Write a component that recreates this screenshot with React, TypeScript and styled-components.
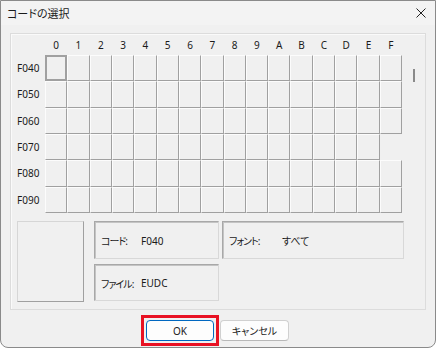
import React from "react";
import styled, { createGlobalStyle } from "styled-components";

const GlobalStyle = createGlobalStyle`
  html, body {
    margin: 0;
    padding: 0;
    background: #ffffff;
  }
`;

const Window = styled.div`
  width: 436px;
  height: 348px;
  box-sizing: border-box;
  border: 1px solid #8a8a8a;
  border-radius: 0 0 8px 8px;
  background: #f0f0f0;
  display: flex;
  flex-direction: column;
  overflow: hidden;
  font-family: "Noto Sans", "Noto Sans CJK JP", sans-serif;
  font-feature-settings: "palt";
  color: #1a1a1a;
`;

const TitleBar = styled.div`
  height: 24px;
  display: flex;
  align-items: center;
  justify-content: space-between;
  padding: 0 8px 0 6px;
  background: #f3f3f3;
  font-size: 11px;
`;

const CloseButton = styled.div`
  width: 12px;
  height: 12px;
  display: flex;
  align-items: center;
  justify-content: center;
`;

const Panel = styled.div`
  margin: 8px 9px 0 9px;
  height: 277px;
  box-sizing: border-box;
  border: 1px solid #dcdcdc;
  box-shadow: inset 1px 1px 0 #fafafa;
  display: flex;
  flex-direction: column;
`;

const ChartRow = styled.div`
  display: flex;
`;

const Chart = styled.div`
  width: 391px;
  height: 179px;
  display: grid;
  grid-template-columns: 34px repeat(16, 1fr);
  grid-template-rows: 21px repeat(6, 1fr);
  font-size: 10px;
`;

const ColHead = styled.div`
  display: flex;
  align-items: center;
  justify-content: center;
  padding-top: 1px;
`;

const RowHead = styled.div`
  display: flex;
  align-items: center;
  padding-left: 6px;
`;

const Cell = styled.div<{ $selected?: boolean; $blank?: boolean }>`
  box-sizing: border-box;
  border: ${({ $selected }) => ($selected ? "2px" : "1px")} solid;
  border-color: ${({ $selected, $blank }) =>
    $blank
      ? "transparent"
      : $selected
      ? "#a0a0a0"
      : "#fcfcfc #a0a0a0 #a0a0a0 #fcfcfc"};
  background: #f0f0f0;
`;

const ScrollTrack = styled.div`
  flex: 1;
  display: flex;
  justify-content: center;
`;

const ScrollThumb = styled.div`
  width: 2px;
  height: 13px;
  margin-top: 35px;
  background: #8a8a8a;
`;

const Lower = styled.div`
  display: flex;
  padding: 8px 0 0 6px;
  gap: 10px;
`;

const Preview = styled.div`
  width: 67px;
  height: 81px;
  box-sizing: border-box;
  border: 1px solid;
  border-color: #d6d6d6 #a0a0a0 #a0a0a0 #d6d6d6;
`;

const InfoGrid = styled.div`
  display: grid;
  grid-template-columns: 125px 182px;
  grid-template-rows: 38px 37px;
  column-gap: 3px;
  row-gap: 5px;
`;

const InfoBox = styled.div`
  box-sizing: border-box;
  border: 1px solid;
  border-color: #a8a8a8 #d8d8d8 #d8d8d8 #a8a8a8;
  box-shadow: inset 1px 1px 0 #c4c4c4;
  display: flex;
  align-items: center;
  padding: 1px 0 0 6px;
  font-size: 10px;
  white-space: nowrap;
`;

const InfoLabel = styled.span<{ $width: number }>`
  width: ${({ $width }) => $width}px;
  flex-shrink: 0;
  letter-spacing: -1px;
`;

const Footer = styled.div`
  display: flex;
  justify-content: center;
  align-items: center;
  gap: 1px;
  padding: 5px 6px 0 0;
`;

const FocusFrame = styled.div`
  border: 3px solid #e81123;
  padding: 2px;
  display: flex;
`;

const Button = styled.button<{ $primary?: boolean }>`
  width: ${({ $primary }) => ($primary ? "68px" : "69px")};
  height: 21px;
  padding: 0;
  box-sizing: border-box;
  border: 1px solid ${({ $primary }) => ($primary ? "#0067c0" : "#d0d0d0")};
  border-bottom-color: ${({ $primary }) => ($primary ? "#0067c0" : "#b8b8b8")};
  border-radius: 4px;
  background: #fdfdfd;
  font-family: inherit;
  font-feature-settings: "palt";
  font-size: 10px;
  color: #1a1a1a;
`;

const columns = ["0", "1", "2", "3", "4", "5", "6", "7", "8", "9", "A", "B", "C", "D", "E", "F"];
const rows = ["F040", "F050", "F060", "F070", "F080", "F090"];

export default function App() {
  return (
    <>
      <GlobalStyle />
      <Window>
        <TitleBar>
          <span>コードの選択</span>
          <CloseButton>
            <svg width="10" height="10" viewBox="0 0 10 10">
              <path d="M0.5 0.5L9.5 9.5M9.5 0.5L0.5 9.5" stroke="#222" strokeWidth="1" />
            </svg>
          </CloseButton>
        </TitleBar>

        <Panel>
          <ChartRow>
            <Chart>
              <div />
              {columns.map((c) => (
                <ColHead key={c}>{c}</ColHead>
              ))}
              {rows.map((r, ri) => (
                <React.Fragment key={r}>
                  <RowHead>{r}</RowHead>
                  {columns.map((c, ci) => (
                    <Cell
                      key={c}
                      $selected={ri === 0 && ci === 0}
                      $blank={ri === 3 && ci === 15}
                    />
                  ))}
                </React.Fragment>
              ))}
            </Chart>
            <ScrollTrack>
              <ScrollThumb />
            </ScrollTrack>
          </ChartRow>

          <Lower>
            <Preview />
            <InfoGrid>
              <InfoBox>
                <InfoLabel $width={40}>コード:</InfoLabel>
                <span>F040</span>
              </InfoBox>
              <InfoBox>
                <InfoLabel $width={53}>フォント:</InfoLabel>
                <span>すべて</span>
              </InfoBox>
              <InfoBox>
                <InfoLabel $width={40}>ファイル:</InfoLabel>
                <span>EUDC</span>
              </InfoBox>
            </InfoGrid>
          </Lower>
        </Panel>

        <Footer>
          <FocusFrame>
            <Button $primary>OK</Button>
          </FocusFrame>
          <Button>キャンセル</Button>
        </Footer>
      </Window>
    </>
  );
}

☆ ☆ ☆ ☆ ☆ ☆ ☆

# Task statement
Output each line exactly; omit every picture.

# Completed exercise
Write a component that recreates this screenshot with React, TypeScript and styled-components.
import React from "react";
import styled, { createGlobalStyle } from "styled-components";

const GlobalStyle = createGlobalStyle`
  html, body {
    margin: 0;
    padding: 0;
    background: #ffffff;
  }
`;

const Window = styled.div`
  width: 436px;
  height: 348px;
  box-sizing: border-box;
  border: 1px solid #8a8a8a;
  border-radius: 0 0 8px 8px;
  background: #f0f0f0;
  display: flex;
  flex-direction: column;
  overflow: hidden;
  font-family: "Noto Sans", "Noto Sans CJK JP", sans-serif;
  font-feature-settings: "palt";
  color: #1a1a1a;
`;

const TitleBar = styled.div`
  height: 24px;
  display: flex;
  align-items: center;
  justify-content: space-between;
  padding: 0 8px 0 6px;
  background: #f3f3f3;
  font-size: 11px;
`;

const CloseButton = styled.div`
  width: 12px;
  height: 12px;
  display: flex;
  align-items: center;
  justify-content: center;
`;

const Panel = styled.div`
  margin: 8px 9px 0 9px;
  height: 277px;
  box-sizing: border-box;
  border: 1px solid #dcdcdc;
  box-shadow: inset 1px 1px 0 #fafafa;
  display: flex;
  flex-direction: column;
`;

const ChartRow = styled.div`
  display: flex;
`;

const Chart = styled.div`
  width: 391px;
  height: 179px;
  display: grid;
  grid-template-columns: 34px repeat(16, 1fr);
  grid-template-rows: 21px repeat(6, 1fr);
  font-size: 10px;
`;

const ColHead = styled.div`
  display: flex;
  align-items: center;
  justify-content: center;
  padding-top: 1px;
`;

const RowHead = styled.div`
  display: flex;
  align-items: center;
  padding-left: 6px;
`;

const Cell = styled.div<{ $selected?: boolean; $blank?: boolean }>`
  box-sizing: border-box;
  border: ${({ $selected }) => ($selected ? "2px" : "1px")} solid;
  border-color: ${({ $selected, $blank }) =>
    $blank
      ? "transparent"
      : $selected
      ? "#a0a0a0"
      : "#fcfcfc #a0a0a0 #a0a0a0 #fcfcfc"};
  background: #f0f0f0;
`;

const ScrollTrack = styled.div`
  flex: 1;
  display: flex;
  justify-content: center;
`;

const ScrollThumb = styled.div`
  width: 2px;
  height: 13px;
  margin-top: 35px;
  background: #8a8a8a;
`;

const Lower = styled.div`
  display: flex;
  padding: 8px 0 0 6px;
  gap: 10px;
`;

const Preview = styled.div`
  width: 67px;
  height: 81px;
  box-sizing: border-box;
  border: 1px solid;
  border-color: #d6d6d6 #a0a0a0 #a0a0a0 #d6d6d6;
`;

const InfoGrid = styled.div`
  display: grid;
  grid-template-columns: 125px 182px;
  grid-template-rows: 38px 37px;
  column-gap: 3px;
  row-gap: 5px;
`;

const InfoBox = styled.div`
  box-sizing: border-box;
  border: 1px solid;
  border-color: #a8a8a8 #d8d8d8 #d8d8d8 #a8a8a8;
  box-shadow: inset 1px 1px 0 #c4c4c4;
  display: flex;
  align-items: center;
  padding: 1px 0 0 6px;
  font-size: 10px;
  white-space: nowrap;
`;

const InfoLabel = styled.span<{ $width: number }>`
  width: ${({ $width }) => $width}px;
  flex-shrink: 0;
  letter-spacing: -1px;
`;

const Footer = styled.div`
  display: flex;
  justify-content: center;
  align-items: center;
  gap: 1px;
  padding: 5px 6px 0 0;
`;

const FocusFrame = styled.div`
  border: 3px solid #e81123;
  padding: 2px;
  display: flex;
`;

const Button = styled.button<{ $primary?: boolean }>`
  width: ${({ $primary }) => ($primary ? "68px" : "69px")};
  height: 21px;
  padding: 0;
  box-sizing: border-box;
  border: 1px solid ${({ $primary }) => ($primary ? "#0067c0" : "#d0d0d0")};
  border-bottom-color: ${({ $primary }) => ($primary ? "#0067c0" : "#b8b8b8")};
  border-radius: 4px;
  background: #fdfdfd;
  font-family: inherit;
  font-feature-settings: "palt";
  font-size: 10px;
  color: #1a1a1a;
`;

const columns = ["0", "1", "2", "3", "4", "5", "6", "7", "8", "9", "A", "B", "C", "D", "E", "F"];
const rows = ["F040", "F050", "F060", "F070", "F080", "F090"];

export default function App() {
  return (
    <>
      <GlobalStyle />
      <Window>
        <TitleBar>
          <span>コードの選択</span>
          <CloseButton>
            <svg width="10" height="10" viewBox="0 0 10 10">
              <path d="M0.5 0.5L9.5 9.5M9.5 0.5L0.5 9.5" stroke="#222" strokeWidth="1" />
            </svg>
          </CloseButton>
        </TitleBar>

        <Panel>
          <ChartRow>
            <Chart>
              <div />
              {columns.map((c) => (
                <ColHead key={c}>{c}</ColHead>
              ))}
              {rows.map((r, ri) => (
                <React.Fragment key={r}>
                  <RowHead>{r}</RowHead>
                  {columns.map((c, ci) => (
                    <Cell
                      key={c}
                      $selected={ri === 0 && ci === 0}
                      $blank={ri === 3 && ci === 15}
                    />
                  ))}
                </React.Fragment>
              ))}
            </Chart>
            <ScrollTrack>
              <ScrollThumb />
            </ScrollTrack>
          </ChartRow>

          <Lower>
            <Preview />
            <InfoGrid>
              <InfoBox>
                <InfoLabel $width={40}>コード:</InfoLabel>
                <span>F040</span>
              </InfoBox>
              <InfoBox>
                <InfoLabel $width={53}>フォント:</InfoLabel>
                <span>すべて</span>
              </InfoBox>
              <InfoBox>
                <InfoLabel $width={40}>ファイル:</InfoLabel>
                <span>EUDC</span>
              </InfoBox>
            </InfoGrid>
          </Lower>
        </Panel>

        <Footer>
          <FocusFrame>
            <Button $primary>OK</Button>
          </FocusFrame>
          <Button>キャンセル</Button>
        </Footer>
      </Window>
    </>
  );
}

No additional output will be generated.